For a course aimed at teaching memory management /and/ C++ OO, it would have
been nice if the student was shown how to use object oriented C++ memory
management, i.e. standard library containers and smart pointers.

Alas, instead also the C++ part (the three last lectures) is based on using raw
pointers and raw arrays, mentioning the standard library only at the very end.


Cheers,

- Alf (newfound calling, to evaluate MIT C++ courses :) )
 
J

Joshua Maurice

Alas, instead also the C++ part (the three last lectures) is based on using raw
pointers and raw arrays, mentioning the standard library only at the very end.

In MIT's defense, I think this is the way it should be. A good
programmer needs to understand the basics, and that includes raw
arrays. Only once one understands how to implement something simple
like vector should he actually use vector over raw arrays.

However, once he understands fully, hopefully he'll never use a raw
array again. (Wishful thinking.)
 
J

James Kanze

In MIT's defense, I think this is the way it should be. A good
programmer needs to understand the basics, and that includes raw
arrays. Only once one understands how to implement something simple
like vector should he actually use vector over raw arrays.
However, once he understands fully, hopefully he'll never use a raw
array again. (Wishful thinking.)

NO! A beginning programmer, learning a language, has to, first
and foremost, understand the basic idioms of the language. In
C++, "raw" arrays are for special, advanced uses; the basic
idiom is std::vector, and that's what a beginning programmer
should learn first. (An experienced C++ will, of course, use
raw arrays as well as std::vector, depending on his needs.)
 
A

Alf P. Steinbach /Usenet

* Paul N, on 10.09.2010 13:34:
On 9 Sep, 21:17, "Alf P. Steinbach /Usenet"<alf.p.steinbach
(e-mail address removed)> wrote:

(snip)


I thought that the term "override" meant that a function in a derived
class replaced a virtual function in the base class. This is what FAQ
20.1 seems to define it as. It also seems to be what you are saying
the course defines it as, and checking from the slides it does indeed
seem to be what the course defines it as. Could you clarify the
difference between what you think the course says and what you think
to be correct?

Hi Paul.

First, it's not a matter of personal opinion, as it seems you think.

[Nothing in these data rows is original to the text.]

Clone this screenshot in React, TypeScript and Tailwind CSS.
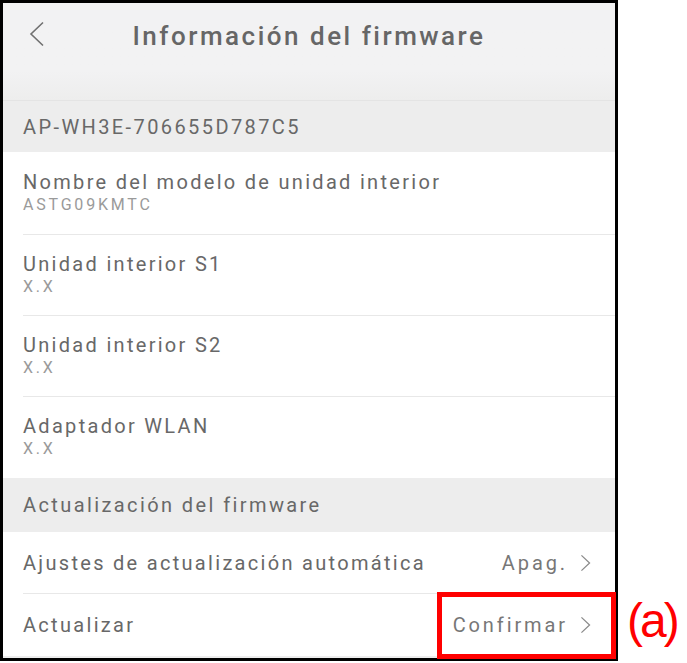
import React from "react";

const rows = [
  { title: "Nombre del modelo de unidad interior", value: "ASTG09KMTC" },
  { title: "Unidad interior S1", value: "X.X" },
  { title: "Unidad interior S2", value: "X.X" },
  { title: "Adaptador WLAN", value: "X.X" },
];

const Chevron: React.FC<{ className?: string }> = ({ className }) => (
  <svg viewBox="0 0 12 20" className={className} fill="none" stroke="currentColor" strokeWidth="1.4">
    <path d="M1.5 1.5 L10.5 10 L1.5 18.5" />
  </svg>
);

const SectionHeader: React.FC<{ label: string; className?: string }> = ({ label, className }) => (
  <div className={`flex items-center bg-[#ededed] px-[20px] text-[20px] tracking-[2.4px] text-[#686868] ${className ?? ""}`}>
    {label}
  </div>
);

const LinkRow: React.FC<{ label: string; value: string; divider?: boolean }> = ({ label, value, divider }) => (
  <div className="pl-[20px]">
    <div className={`flex h-[62px] items-center justify-between pr-[24px] ${divider ? "border-b border-[#e8e8e8]" : ""}`}>
      <span className="text-[20px] tracking-[2.3px] text-[#686868]">{label}</span>
      <span className="flex items-center gap-[12px] text-[20px] tracking-[2.9px] text-[#777]">
        {value}
        <Chevron className="h-[18px] w-[11px] text-[#8a8a8a]" />
      </span>
    </div>
  </div>
);

export default function App() {
  return (
    <div className="relative h-[663px] w-[687px] bg-white" style={{ fontFamily: "Roboto, 'Liberation Sans', sans-serif" }}>
      <div className="flex h-[661px] w-[618px] flex-col overflow-hidden border-[3px] border-black bg-[#ededed]">
        {/* header */}
        <div className="relative flex h-[97px] shrink-0 items-start justify-center bg-gradient-to-b from-[#f2f2f3] from-70% to-[#ededed] pt-[14px]">
          <svg
            viewBox="0 0 18 26"
            className="absolute left-[25px] top-[18px] h-[26px] w-[18px] text-[#707070]"
            fill="none"
            stroke="currentColor"
            strokeWidth="1.6"
          >
            <path d="M15 1.5 L3 13 L15 24.5" />
          </svg>
          <h1 className="text-[26px] font-medium tracking-[2.5px] text-[#666]">Información del firmware</h1>
        </div>
        <SectionHeader label="AP-WH3E-706655D787C5" className="h-[52px] shrink-0 border-t border-[#e4e4e4]" />

        <div className="bg-white pl-[20px]">
          {rows.map((r, i) => (
            <div
              key={r.title}
              className={`flex flex-col justify-center pb-[3px] ${i === 0 ? "h-[83px]" : "h-[81px]"} ${
                i < rows.length - 1 ? "border-b border-[#e8e8e8]" : ""
              }`}
            >
              <span className="text-[20px] leading-[26px] tracking-[2.3px] text-[#686868]">{r.title}</span>
              <span className="text-[16px] leading-[20px] tracking-[2.8px] text-[#9a9a9a]">{r.value}</span>
            </div>
          ))}
        </div>

        <SectionHeader label="Actualización del firmware" className="h-[54px] shrink-0" />

        <div className="bg-white">
          <LinkRow label="Ajustes de actualización automática" value="Apag." divider />
          <LinkRow label="Actualizar" value="Confirmar" />
        </div>
      </div>

      {/* callout */}
      <div className="absolute left-[437px] top-[592px] h-[67px] w-[179px] border-[5px] border-[#ff0000]" />
      <span
        className="absolute left-[627px] top-[597px] text-[48px] leading-none tracking-[-3px] text-[#ff0000]"
        style={{ fontFamily: "'Liberation Sans', Arial, sans-serif" }}
      >
        (a)
      </span>
    </div>
  );
}
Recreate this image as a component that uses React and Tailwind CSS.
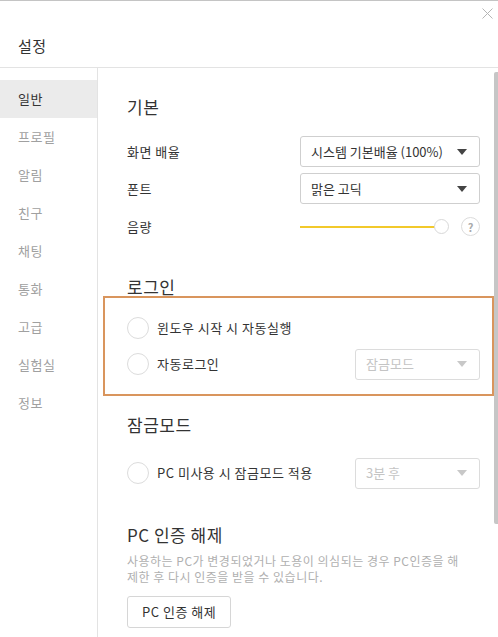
const FONT = { fontFamily: '"Noto Sans CJK KR", "Noto Sans", sans-serif' };

const MENU = ["일반", "프로필", "알림", "친구", "채팅", "통화", "고급", "실험실", "정보"];

function Caret({ muted }) {
  return (
    <svg width="10" height="6" viewBox="0 0 10 6" className="shrink-0">
      <path d="M0 0 L10 0 L5 6 Z" fill={muted ? "#c8c8c8" : "#444"} />
    </svg>
  );
}

function Select({ label, muted, className = "" }) {
  return (
    <div
      className={`h-[31px] rounded-[3px] border flex items-center justify-between pl-[10px] pr-[12px] text-[13px] tracking-normal ${
        muted ? "border-[#dcdcdc] text-[#c4c4c4]" : "border-[#cfcfcf] text-[#333]"
      } ${className}`}
    >
      <span>{label}</span>
      <Caret muted={muted} />
    </div>
  );
}

function Radio() {
  return <span className="w-[22px] h-[22px] rounded-full border border-[#dcdcdc] bg-white shrink-0" />;
}

export default function App() {
  return (
    <div style={FONT} className="w-[498px] h-[637px] bg-white border-t border-[#c4c4c4] overflow-hidden relative text-[#333] tracking-[0.5px]">
      <button className="absolute right-[5px] top-[7px]">
        <svg width="11" height="11" viewBox="0 0 11 11">
          <path d="M0.5 0.5 L10.5 10.5 M10.5 0.5 L0.5 10.5" stroke="#b5b5b5" strokeWidth="1" />
        </svg>
      </button>

      <div className="h-[67px] border-b border-[#e3e3e3] flex items-end pb-[11px] pl-[18px]">
        <h1 className="text-[15px] leading-[20px]">설정</h1>
      </div>

      <div className="flex h-[569px]">
        <nav className="w-[98px] border-r border-[#e3e3e3] pt-[12px] shrink-0">
          {MENU.map((m, i) => (
            <div
              key={m}
              className={`h-[38px] flex items-center pl-[18px] text-[13px] ${
                i === 0 ? "bg-[#ebebeb] text-[#333]" : "text-[#a0a0a0]"
              }`}
            >
              {m}
            </div>
          ))}
        </nav>

        <main className="flex-1 relative">
          <div className="absolute right-0 top-[4px] w-[4px] h-[452px] rounded-l-[2px] bg-[#c6c6c6]" />

          <section className="pl-[29px] pr-[18px] pt-[28px]">
            <h2 className="text-[17px] leading-[22px]">기본</h2>
            <div className="mt-[18px] flex items-center justify-between">
              <span className="text-[13px]">화면 배율</span>
              <Select label="시스템 기본배율 (100%)" className="w-[180px]" />
            </div>
            <div className="mt-[6px] flex items-center justify-between">
              <span className="text-[13px]">폰트</span>
              <Select label="맑은 고딕" className="w-[180px]" />
            </div>
            <div className="mt-[13px] flex items-center justify-between">
              <span className="text-[13px]">음량</span>
              <div className="w-[180px] flex items-center">
                <div className="flex-1 flex items-center">
                  <div className="h-[2px] flex-1 bg-[#f2c92b]" />
                  <span className="w-[15px] h-[15px] rounded-full border border-[#d8d8d8] bg-white -ml-[1px]" />
                </div>
                <span className="ml-[12px] w-[19px] h-[19px] rounded-full border border-[#dcdcdc] text-[#aaa] text-[11px] flex items-center justify-center font-bold tracking-normal">
                  ?
                </span>
              </div>
            </div>
          </section>

          <section className="mt-[41px] pl-[5px] pr-[4px]">
            <h2 className="text-[17px] leading-[18px] pl-[24px]">로그인</h2>
            <div className="border-2 border-[#d9955d] pl-[22px] pr-[12px] pt-[19px] pb-[14px]">
              <div className="flex items-center h-[22px]">
                <Radio />
                <span className="ml-[8px] text-[13px]">윈도우 시작 시 자동실행</span>
              </div>
              <div className="mt-[10px] flex items-center justify-between">
                <div className="flex items-center">
                  <Radio />
                  <span className="ml-[8px] text-[13px]">자동로그인</span>
                </div>
                <Select label="잠금모드" muted className="w-[125px]" />
              </div>
            </div>
          </section>

          <section className="pl-[29px] pr-[18px] mt-[18px]">
            <h2 className="text-[17px] leading-[22px]">잠금모드</h2>
            <div className="mt-[22px] flex items-center justify-between">
              <div className="flex items-center">
                <Radio />
                <span className="ml-[8px] text-[13px]">PC 미사용 시 잠금모드 적용</span>
              </div>
              <Select label="3분 후" muted className="w-[125px]" />
            </div>

            <h2 className="mt-[35px] text-[17px] leading-[22px]">PC 인증 해제</h2>
            <p className="mt-[7px] text-[12px] leading-[16px] text-[#b0b0b0] pr-[12px]">
              사용하는 PC가 변경되었거나 도용이 의심되는 경우 PC인증을 해제한 후 다시 인증을 받을 수 있습니다.
            </p>
            <button className="mt-[11px] h-[32px] px-[14px] rounded-[3px] border border-[#d6d6d6] text-[13px] text-[#333]">
              PC 인증 해제
            </button>
          </section>
        </main>
      </div>
    </div>
  );
}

C++ has an international standard, ISO/IEC 14882, that defines these things.

Essentially (I'm not sure how much of "virtual" you know about), when a class
Derived /overrides/ a method m from class Base, and you have a pointer p of type
Base* that points to an object originally created as Derived, then writing
p->m() invokes D::m.

That does not happen for a non-virtual method. When m is non-virtual the
expression p->m() invokes Base::m, because the known static type is Base. In
this case a/the redefinition of m in Derived is not an override.

The term "override" is loosely defined by the C++98 standard's §10.3/2, and then
used in many places in the standard to make the distinction I explained above.
"Override" applies only to virtual member functions. A non-virtual function can
be redefined in a derived class, and then the redefinition by default "hides"
the base class member.

For example, rules such as the standard's §10.3/5 about the return type of an
overriding function would be rather inconvenient, and meaningless, if "override"
refererred to non-virtual functions; it does not.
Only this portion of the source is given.